ASTs are efficient because they:

  • Capture Hierarchical Relationships: Programming languages often have nested expressions, such as function calls within loops or operations within conditionals. ASTs naturally represent these relationships.

  • Simplify Processing: Since ASTs mirror the structure of the code, they make it easier for later stages (like interpreters or compilers) to process the program. By following the tree, they can execute operations in the correct order.

  • Abstract Away Redundant Details: ASTs abstract away extraneous syntax (like parentheses in 3 + (4 * 2)), focusing purely on the structure of the operations themselves. This helps reduce complexity during further processing.

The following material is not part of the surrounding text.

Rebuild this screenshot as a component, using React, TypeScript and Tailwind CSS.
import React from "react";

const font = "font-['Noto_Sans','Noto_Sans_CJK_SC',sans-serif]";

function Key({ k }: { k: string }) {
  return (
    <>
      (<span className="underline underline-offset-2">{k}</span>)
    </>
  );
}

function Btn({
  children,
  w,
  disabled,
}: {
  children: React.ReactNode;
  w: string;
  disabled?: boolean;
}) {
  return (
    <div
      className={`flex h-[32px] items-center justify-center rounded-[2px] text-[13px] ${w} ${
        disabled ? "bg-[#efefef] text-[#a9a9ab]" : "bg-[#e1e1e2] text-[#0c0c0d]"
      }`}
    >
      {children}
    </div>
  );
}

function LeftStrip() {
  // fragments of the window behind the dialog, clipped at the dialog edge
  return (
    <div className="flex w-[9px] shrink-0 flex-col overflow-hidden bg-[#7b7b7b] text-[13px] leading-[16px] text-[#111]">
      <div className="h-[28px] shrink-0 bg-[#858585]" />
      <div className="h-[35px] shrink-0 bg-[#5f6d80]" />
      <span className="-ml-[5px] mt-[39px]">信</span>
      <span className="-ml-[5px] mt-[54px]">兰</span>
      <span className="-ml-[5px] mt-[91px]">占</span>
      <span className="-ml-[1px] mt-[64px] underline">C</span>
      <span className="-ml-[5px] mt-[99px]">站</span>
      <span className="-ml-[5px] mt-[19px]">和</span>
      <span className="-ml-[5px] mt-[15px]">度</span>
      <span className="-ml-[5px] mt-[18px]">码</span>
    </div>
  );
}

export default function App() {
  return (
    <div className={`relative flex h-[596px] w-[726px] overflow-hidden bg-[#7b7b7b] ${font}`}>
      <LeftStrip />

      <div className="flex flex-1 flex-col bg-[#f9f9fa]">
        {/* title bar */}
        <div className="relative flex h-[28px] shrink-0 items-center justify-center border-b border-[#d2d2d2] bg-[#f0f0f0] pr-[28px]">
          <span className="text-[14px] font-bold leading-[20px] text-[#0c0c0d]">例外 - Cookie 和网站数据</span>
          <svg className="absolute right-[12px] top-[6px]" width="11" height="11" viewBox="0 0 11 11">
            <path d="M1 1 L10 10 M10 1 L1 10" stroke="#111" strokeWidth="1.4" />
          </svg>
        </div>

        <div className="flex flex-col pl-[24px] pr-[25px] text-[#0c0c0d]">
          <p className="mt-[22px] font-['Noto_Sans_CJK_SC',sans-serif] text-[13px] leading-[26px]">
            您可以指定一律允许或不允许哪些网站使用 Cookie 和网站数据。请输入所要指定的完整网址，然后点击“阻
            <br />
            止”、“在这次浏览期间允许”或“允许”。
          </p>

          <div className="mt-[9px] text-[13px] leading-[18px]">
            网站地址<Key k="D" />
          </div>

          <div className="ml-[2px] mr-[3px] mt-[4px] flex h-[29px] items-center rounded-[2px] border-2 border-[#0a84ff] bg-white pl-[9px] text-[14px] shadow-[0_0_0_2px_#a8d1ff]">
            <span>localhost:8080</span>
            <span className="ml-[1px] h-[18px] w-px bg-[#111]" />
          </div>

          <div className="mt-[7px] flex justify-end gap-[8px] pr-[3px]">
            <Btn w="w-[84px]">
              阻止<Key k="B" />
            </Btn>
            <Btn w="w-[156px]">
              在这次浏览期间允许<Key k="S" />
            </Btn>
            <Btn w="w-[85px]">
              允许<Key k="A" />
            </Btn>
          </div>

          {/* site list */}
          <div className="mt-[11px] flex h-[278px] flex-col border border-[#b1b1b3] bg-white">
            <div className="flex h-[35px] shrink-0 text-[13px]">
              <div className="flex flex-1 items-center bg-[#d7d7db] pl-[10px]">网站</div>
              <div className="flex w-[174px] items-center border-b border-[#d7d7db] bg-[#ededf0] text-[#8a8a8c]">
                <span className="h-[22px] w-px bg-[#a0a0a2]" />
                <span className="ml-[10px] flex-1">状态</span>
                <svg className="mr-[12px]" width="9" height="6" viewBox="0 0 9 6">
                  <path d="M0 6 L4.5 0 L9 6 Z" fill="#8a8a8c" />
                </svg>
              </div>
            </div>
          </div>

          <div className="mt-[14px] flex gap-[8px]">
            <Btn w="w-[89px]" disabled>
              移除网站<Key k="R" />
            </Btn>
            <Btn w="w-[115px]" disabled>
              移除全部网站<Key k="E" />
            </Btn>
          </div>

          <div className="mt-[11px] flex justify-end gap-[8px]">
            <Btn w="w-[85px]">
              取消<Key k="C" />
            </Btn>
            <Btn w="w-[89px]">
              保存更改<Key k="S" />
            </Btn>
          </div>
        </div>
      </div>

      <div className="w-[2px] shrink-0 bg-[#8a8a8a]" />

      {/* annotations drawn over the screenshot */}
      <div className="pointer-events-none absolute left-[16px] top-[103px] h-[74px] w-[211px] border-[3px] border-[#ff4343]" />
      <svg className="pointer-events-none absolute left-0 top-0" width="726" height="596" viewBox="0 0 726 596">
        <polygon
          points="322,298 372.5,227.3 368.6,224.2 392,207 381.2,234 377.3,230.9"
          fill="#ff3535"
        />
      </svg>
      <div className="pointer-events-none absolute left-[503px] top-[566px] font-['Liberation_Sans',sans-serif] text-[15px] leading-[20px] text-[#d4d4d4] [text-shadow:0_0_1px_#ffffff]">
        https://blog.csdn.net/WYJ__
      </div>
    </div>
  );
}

By the time you finish parsing a program, the AST is a clean, well-structured representation of your code, ready to be interpreted or compiled.

Conclusion

Writing a parser requires a clear understanding of both the rules of the programming language and how to represent the relationships between tokens. While simpler data structures like lists and stacks may work for basic tasks, they fail to capture the rich, hierarchical relationships present in most programming languages.

An Abstract Syntax Tree (AST) is the perfect solution, providing the flexibility to represent complex expressions, maintain the correct order of operations, and give us a clear, structured view of the code. Once you have an AST, you’ve successfully translated raw tokens into a meaningful structure that a machine can understand.